Set in Egypt in 2011, right before the revolution, The Nile Hilton Incident follows police commander Noredin Mostafa (Fares Fares) as he goes about his day in Cairo taking bribes and desperately trying to get his television fixed. When a famous singer is murdered in a hotel room, an act witnessed by Sudanese immigrant Selwa, Moredin has to decide if he is willing to pursue the people involved, or obey orders and move on. Moredin’s pursual of the case finds the police officer in a net of corruption to which all powers appear complicit in, as the people start to turn on the incumbent authorities.
The film offers great insight into the corruption in Cairo before the revolution, from police officers working on the ground, all the way up to the highest echelons of government. The mistreatment of every other facet of society, whether that’s women, Sudanese migrants, or the working man, is perfectly portrayed, and doesn’t have to answer the daunting question of whether these things were fixed after the revolution.
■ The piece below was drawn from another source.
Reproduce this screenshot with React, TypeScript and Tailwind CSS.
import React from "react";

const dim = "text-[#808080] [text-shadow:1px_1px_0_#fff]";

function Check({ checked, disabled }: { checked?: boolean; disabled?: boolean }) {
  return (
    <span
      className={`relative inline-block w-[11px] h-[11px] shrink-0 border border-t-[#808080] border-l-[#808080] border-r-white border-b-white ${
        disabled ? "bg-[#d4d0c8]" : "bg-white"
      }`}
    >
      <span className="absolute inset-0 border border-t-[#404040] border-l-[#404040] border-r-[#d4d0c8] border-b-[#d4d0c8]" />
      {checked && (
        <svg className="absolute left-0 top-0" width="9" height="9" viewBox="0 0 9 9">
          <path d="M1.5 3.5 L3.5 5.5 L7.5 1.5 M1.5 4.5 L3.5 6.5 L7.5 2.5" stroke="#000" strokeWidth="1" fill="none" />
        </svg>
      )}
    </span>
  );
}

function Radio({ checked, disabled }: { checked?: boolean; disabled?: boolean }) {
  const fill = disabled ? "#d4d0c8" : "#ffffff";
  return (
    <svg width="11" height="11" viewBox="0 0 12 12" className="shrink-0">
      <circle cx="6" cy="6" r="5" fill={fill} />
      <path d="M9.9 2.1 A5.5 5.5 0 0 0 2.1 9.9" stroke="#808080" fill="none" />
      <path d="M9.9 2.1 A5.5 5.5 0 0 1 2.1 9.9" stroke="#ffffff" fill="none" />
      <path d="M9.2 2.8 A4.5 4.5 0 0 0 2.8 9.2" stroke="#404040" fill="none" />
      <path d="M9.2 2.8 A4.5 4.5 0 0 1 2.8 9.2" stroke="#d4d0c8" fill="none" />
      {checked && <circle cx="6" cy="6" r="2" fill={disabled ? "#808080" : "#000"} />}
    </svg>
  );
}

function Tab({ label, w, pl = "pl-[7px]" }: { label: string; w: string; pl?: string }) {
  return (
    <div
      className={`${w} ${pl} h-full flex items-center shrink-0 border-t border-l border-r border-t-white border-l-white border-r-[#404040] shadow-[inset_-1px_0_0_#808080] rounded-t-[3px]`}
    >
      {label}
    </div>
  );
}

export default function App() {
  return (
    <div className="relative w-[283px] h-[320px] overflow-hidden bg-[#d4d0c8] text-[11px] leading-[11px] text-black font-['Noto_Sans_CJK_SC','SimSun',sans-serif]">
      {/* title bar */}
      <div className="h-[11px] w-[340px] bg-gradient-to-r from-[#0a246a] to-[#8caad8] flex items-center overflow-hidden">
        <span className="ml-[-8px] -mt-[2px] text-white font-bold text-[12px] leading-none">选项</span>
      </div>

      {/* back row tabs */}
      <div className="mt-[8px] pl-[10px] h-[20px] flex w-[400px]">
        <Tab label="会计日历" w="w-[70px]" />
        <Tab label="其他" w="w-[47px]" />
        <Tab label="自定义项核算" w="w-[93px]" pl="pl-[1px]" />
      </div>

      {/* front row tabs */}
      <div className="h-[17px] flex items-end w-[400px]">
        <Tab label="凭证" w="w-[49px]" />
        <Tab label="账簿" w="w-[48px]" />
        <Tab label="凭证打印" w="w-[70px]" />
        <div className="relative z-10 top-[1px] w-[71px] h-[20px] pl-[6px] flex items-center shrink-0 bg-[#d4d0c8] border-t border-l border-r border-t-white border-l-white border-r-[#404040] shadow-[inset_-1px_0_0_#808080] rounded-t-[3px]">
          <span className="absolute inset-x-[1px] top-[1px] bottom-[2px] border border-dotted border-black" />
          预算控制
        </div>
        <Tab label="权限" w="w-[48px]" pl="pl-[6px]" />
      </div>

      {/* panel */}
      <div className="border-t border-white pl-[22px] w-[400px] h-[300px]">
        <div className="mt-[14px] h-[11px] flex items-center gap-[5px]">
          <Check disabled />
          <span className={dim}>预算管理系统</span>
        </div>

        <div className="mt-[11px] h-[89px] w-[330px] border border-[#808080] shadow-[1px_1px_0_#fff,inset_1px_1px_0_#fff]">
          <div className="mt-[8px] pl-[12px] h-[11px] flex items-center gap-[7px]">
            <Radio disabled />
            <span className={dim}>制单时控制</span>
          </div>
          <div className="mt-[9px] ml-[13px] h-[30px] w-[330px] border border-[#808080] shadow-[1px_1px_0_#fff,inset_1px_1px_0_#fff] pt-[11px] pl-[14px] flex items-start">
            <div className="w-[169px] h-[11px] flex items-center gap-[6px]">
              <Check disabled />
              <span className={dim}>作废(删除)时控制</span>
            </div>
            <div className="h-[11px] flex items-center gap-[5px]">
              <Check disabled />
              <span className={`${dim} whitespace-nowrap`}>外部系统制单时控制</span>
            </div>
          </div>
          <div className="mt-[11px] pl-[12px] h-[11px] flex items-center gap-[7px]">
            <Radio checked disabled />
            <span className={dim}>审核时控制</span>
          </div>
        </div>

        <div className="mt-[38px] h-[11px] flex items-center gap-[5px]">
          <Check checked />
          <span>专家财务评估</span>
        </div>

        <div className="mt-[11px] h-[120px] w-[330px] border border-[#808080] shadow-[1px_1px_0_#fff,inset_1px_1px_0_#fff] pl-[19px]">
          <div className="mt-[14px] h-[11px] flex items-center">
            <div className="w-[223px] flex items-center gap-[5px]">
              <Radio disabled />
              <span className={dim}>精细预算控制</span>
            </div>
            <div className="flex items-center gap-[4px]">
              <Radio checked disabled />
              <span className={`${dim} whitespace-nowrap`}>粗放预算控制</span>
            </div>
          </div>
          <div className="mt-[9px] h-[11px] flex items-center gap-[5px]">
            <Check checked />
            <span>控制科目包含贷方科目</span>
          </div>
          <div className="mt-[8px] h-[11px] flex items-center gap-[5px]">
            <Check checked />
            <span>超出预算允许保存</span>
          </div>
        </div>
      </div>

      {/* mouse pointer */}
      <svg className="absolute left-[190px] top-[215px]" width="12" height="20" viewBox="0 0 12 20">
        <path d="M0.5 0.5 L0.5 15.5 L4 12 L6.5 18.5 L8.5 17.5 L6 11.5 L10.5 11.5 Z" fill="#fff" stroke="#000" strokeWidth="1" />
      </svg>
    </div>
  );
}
Salwa is the absolute heart of the movie. Played by Mari Malek, Salwa is the housekeeper who witnesses both the domestic incident and the murder that follows that incident at the Hilton hotel. She is an interesting, and three-dimensional character — something to be very thankful for in a film that is trying to say something not only about the treatment of women, and the treatment of migrants, but also the treatment of female immigrants — always precarious ground. But, The Nile Hilton Incident pulls it off flawlessly, easily making its points without hand feeding its audience or mishandling the representation it attempts. The victim, Lalena, is a famous Tunisian singer, and we get her and her friend who is trying to find out what happened to her’s perspectives as an antithesis to Salwa’s experience — the same, but different.
Saleh offers incredible insight into a specific moment in Egypt’s history by successfully channelling Scandi noir thriller into the streets of Cairo. Both the cast and the story are compelling, you won’t find a better thriller from current offerings than The Nile Hilton Incident.